EXECUTIVE OFFICE OF THE PRESIDENT
OFFICE OF MANAGEMENT AND BUDGET
WASHINGTON, D.C. 20503

STATEMENT OF ADMINISTRATION POLICY
(THIS STATEMENT HAS BEEN COORDINATED BY OMB WITH THE CONCERNED AGENCIES.)


June 10, 1998
(House)


H.R. 3150 - Bankruptcy Reform Act of 1998
(Gekas (R) PA and 75 cosponsors)

The Administration supports bankruptcy reform that requires responsibility of debtors who have the ability to repay a portion of their debts and prevents abuse of the bankruptcy system by all relevant parties. However, the Administration strongly opposes H.R. 3150 in its present form.

One provision of the bill would establish a rigid and arbitrary means test to determine whether a debtor could file for discharge of most debts under Chapter 7 or would be required to establish a repayment plan under Chapter 13 rules. The Administration does not oppose limiting access to Chapter 7 for debtors with the ability to repay a portion of their debts. However, the formulaic mechanism in H.R. 3150 will not always distinguish accurately those debtors who have the capacity to repay from those that do not have that capacity. A properly structured system would give bankruptcy courts greater discretion to consider the specific circumstances of a debtor in bankruptcy.

The formulaic approach in this bill, as currently written, could result in moving to Chapter 13 those debtors who are likely to fail to complete required repayment plans. These debtors would return to Chapter 7 with a diminished ability to repay their nondischarged debt -- including child support and alimony. There are other approaches to limiting access to Chapter 7 that would not have this result. If debtors truly have the ability to repay a portion of their debt, after taking into account all relevant factors including child support and alimony payments, a successful, supervised repayment plan under Chapter 13 rules could result in more reliable payment of child support and alimony than would the unsupervised situation after a Chapter 7 discharge.
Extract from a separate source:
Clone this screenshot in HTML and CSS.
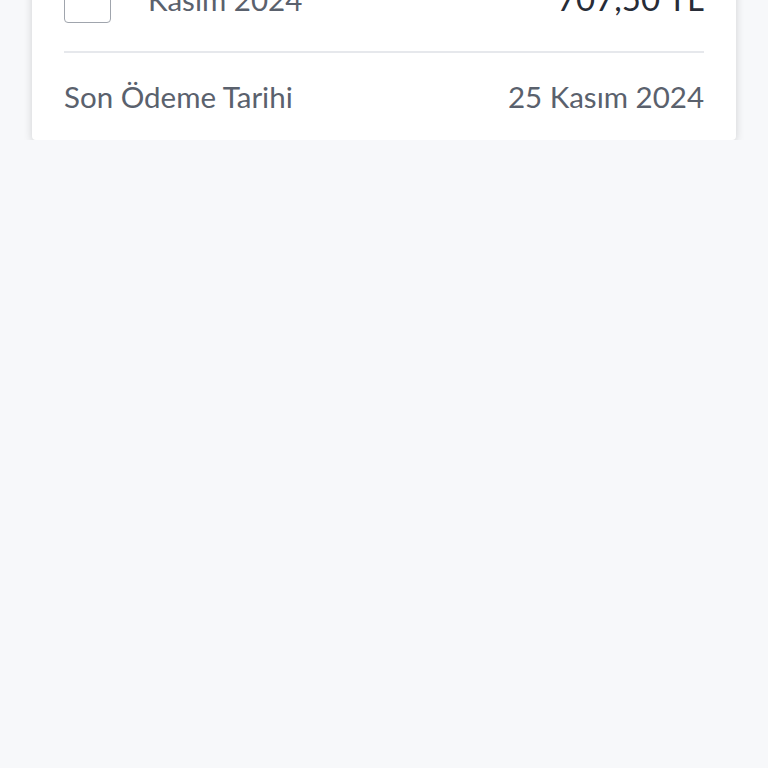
FILE: index.html
```html
<!DOCTYPE html>
<html lang="tr">
<head>
    <meta charset="UTF-8">
    <meta name="viewport" content="width=device-width, initial-scale=1.0">
    <title>Fatura Detayı</title>
    <link rel="stylesheet" href="styles.css">
</head>
<body>
    <div class="card">
        <div class="row row-invoice">
            <div class="invoice-left">
                <span class="checkbox"></span>
                <span class="period">Kasım 2024</span>
            </div>
            <span class="amount">707,50 TL</span>
        </div>
        <div class="row row-due">
            <span class="label">Son Ödeme Tarihi</span>
            <span class="value">25 Kasım 2024</span>
        </div>
    </div>
</body>
</html>
```

FILE: styles.css
```css
body {
    font-family: 'Lato', 'Noto Sans', sans-serif;
    margin: 0;
    padding: 0 32px;
    background-color: #f7f8fa;
    color: #5a616d;
}
.card {
    margin-top: -52px;
    background: #fff;
    padding: 0 32px;
    border-radius: 4px;
    box-shadow: 0 2px 8px rgba(0, 0, 0, 0.16);
}
.row {
    display: flex;
    justify-content: space-between;
    align-items: center;
    font-size: 29.5px;
    line-height: 34px;
}
.row-invoice {
    padding: 28px 0;
    border-bottom: 2px solid #e6e8ec;
}
.invoice-left {
    display: flex;
    align-items: center;
    gap: 37px;
}
.checkbox {
    width: 45px;
    height: 45px;
    border: 1.5px solid #a0a5ad;
    border-radius: 4px;
}
.amount {
    color: #272c37;
    font-size: 33px;
    margin-bottom: 4px;
}
.row-due {
    padding: 27px 0 26px;
}
```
H.R. 3150 also still would make nondischargeable certain credit card debt, although the manager's amendment makes a helpful change by eliminating one of three such provisions. The Bankruptcy Code generally makes debts nondischargeable only where there is an overriding public purpose, as with debts for child support and alimony payments, educational loans, tax obligations, or debts incurred by fraud. There has been no sufficient finding that current protections against fraud and debt run-up prior to bankruptcy are ineffective and that the additional debts made nondischargeable by this bill rise to that level of public priority. Moreover, by making these credit card debts nondischargeable, the bill puts them in competition with payments to a former spouse or custodial parent after the debtor leaves bankruptcy. This competition could diminish the ability of debtors to fulfill their child support and alimony obligations. Amendments made during the Judiciary Committee mark-up and in the manager's amendment would make it easier to collect child support and alimony during bankruptcy, but do not sufficiently address the problems created by the bill's new nondischargeability provisions, particularly in the period following bankruptcy.

The Administration looks forward to working with the Congress on a balanced package of reforms that addresses these and other concerns and that requires responsibility on the part of both debtors and creditors.